# Asus P4C800-E Deluxe overclocking failed!



## golf-buddy (Mar 13, 2005)

Hello everyone, This is my problem. I get a message sometimes when I start my computer. This message is 'Overclocked failed'. Its not a big thing since it only comes on a couple times a day but its annoying as heck since I haven't even overclocked my computer. I changed the PSU from 330w to 500w and that didn't help. I also reseated my CPU and that didn't help. Any help would be appreciated. Here are my specs.

Microsoft XP Pro
Asus P4C800-E Deluxe
Prescott Pentium 4 3.0 Ghz
Corsair XMS 2048 mb PC3200
ATI Radeon X800 Pro
2- WD 120 gig hard drives


----------



## happyrck (Feb 17, 2006)

you have to look in the bios and look in the advanced section and check the settings there...I have the same motherboard and its 20% overclocked and is rock solid at those settings...you might have to throttle it back and turn off NOS...or add a fan or 2...when you reseated your cpu did you use thermal paste ?


----------



## golf-buddy (Mar 13, 2005)

I've looked into the bios and it's on standard with nothing overclocked. The only thing I did was changed the memory timings to 400. I used artic silver 5 paste when I reseated.


----------



## magtech (Mar 26, 2006)

golf-buddy said:


> I've looked into the bios and it's on standard with nothing overclocked. The only thing I did was changed the memory timings to 400. I used artic silver 5 paste when I reseated.

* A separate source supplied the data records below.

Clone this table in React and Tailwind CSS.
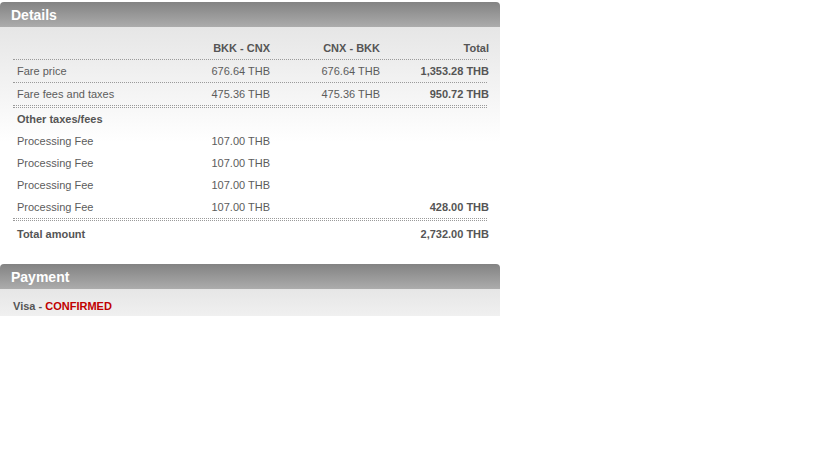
import React from 'react';

const font = { fontFamily: '"Liberation Sans", Arial, sans-serif' };

const Dotted = () => <div className="border-t border-dotted border-[#9a9a9a]" />;

const DoubleDotted = () => (
  <div>
    <div className="border-t border-dotted border-[#9a9a9a]" />
    <div className="h-px" />
    <div className="border-t border-dotted border-[#9a9a9a]" />
  </div>
);

const Row = ({ label, a = '', b = '', total = '', bold = false }) => (
  <div className="grid grid-cols-[157px_100px_110px_110px] h-[22px] items-center text-[11px] text-[#5c5c5c]">
    <div className={`pl-1 ${bold ? 'font-bold text-[#555]' : ''}`}>{label}</div>
    <div className="text-right">{a}</div>
    <div className="text-right">{b}</div>
    <div className="text-right font-bold text-[#555] pr-px">{total}</div>
  </div>
);

const PanelHeader = ({ title }) => (
  <div className="h-[25px] rounded-t-[4px] bg-gradient-to-b from-[#838383] to-[#acacac] flex items-center pl-[11px] pt-[2px]">
    <span className="text-white font-bold text-[14px]">{title}</span>
  </div>
);

export default function App() {
  const fees = ['107.00 THB', '107.00 THB', '107.00 THB', '107.00 THB'];

  return (
    <div className="w-[819px] h-[460px] bg-white pt-[2px]" style={font}>
      <div className="w-[500px]">
        <PanelHeader title="Details" />
        <div className="bg-gradient-to-b from-[#e6e6e6] via-white to-white px-[13px] pt-[10px] pb-[13px]">
          <div className="grid grid-cols-[157px_100px_110px_110px] h-[22px] items-center text-[11px] text-[#555] font-bold">
            <div />
            <div className="text-right">BKK - CNX</div>
            <div className="text-right">CNX - BKK</div>
            <div className="text-right pr-px">Total</div>
          </div>
          <Dotted />
          <Row label="Fare price" a="676.64 THB" b="676.64 THB" total="1,353.28 THB" />
          <Dotted />
          <Row label="Fare fees and taxes" a="475.36 THB" b="475.36 THB" total="950.72 THB" />
          <DoubleDotted />
          <div className="h-[22px] flex items-center pl-1 text-[11px] font-bold text-[#555]">Other taxes/fees</div>
          {fees.map((fee, i) => (
            <Row
              key={i}
              label="Processing Fee"
              a={fee}
              total={i === fees.length - 1 ? '428.00 THB' : ''}
            />
          ))}
          <DoubleDotted />
          <div className="pt-[2px]">
            <Row label="Total amount" bold total="2,732.00 THB" />
          </div>
        </div>
      </div>

      <div className="w-[500px] mt-[6px]">
        <PanelHeader title="Payment" />
        <div className="h-[27px] bg-gradient-to-b from-[#e6e6e6] to-[#f0f0f0] flex items-end pb-[2px] pl-[13px] text-[11px] font-bold text-[#555]">
          <span>Visa - <span className="text-[#c00000]">CONFIRMED</span></span>
        </div>
      </div>
    </div>
  );
}
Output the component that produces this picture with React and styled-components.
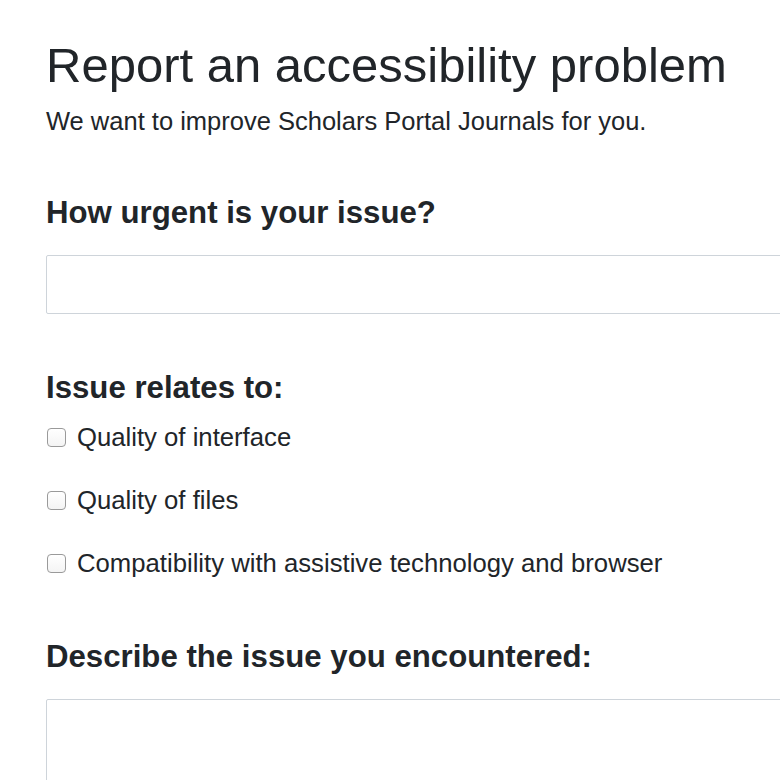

Have you upgraded the bios there was a know issue with these boards and early bios I think the current bios is 24, if you have the current bios you need to set the setting for the turbo memory to auto, the timing on the memory could cause the problem, Make sure on the main screen that the cpu select is set to auto and not manual this will help if for this problem


----------



## happyrck (Feb 17, 2006)

the memory timings should read like 3 3 3 8 or 2.5 4 4 8

you will have to get out the motherboard manual and look at the advanced settings to see what is not set correctly


----------



## golf-buddy (Mar 13, 2005)

I will update to the current bios as I don't have the current, but as far as the memory timings, I have tried both, Auto and 400. I have also checked the main menu and the CPU is set to auto. This is what's confusing me. I have not done or tried any overclocking but I keep getting this error on startup. Thanks for the help.


----------



## norton850 (Mar 9, 2004)

Not an uncommon message for that MB. If the BIOS update doesn't work, post back. It often is related to the RAM and the MB. If you have more than one stick try one at a time.


----------



## happyrck (Feb 17, 2006)

sorry I didnt catch it sooner...your memory is supposed to be set STOCK 200...a 10% overclock is 220..a 20 % overclock is 240...the intel board is quad piped and 200 x 4 =800 frontside bus...I run at 240 X 4 = 960 Mhz frontside bus...so you are in fact overclocking your frontside bus ...just back the timings off from 400 to 220 and see if its stable... play with it for a few days...then try 240.. then 250...you will need motherboard monitor installed and running in the system tray while you are playing to make sure your overclocking isn't causing heat issues

http://www.majorgeeks.com/download.php?det=311

again i'm sorry ..I had to reread the posts to catch where you set the memory at 400..should have caught it the first time


----------



## happyrck (Feb 17, 2006)

to* BurritoSmith* you need to start your own thread..but try replacing the mobo battery on the mobo...looks like a watch battery about a half inch in diameter


----------



## BurritoSmith (Apr 17, 2007)

I'm certain that would resolve my loss of time keeping issue, but do you think that has anything to do with the freezing and this new 'overclocking' message? Likewise, do you think that has anything to do with my NIC not working in Windows now?


----------



## happyrck (Feb 17, 2006)

*to BurritoSmith*...if you start your own thread I will help you...PM me with the link ...if you continue to try to hijack this thread ..I will add you to my blocked list ...


----------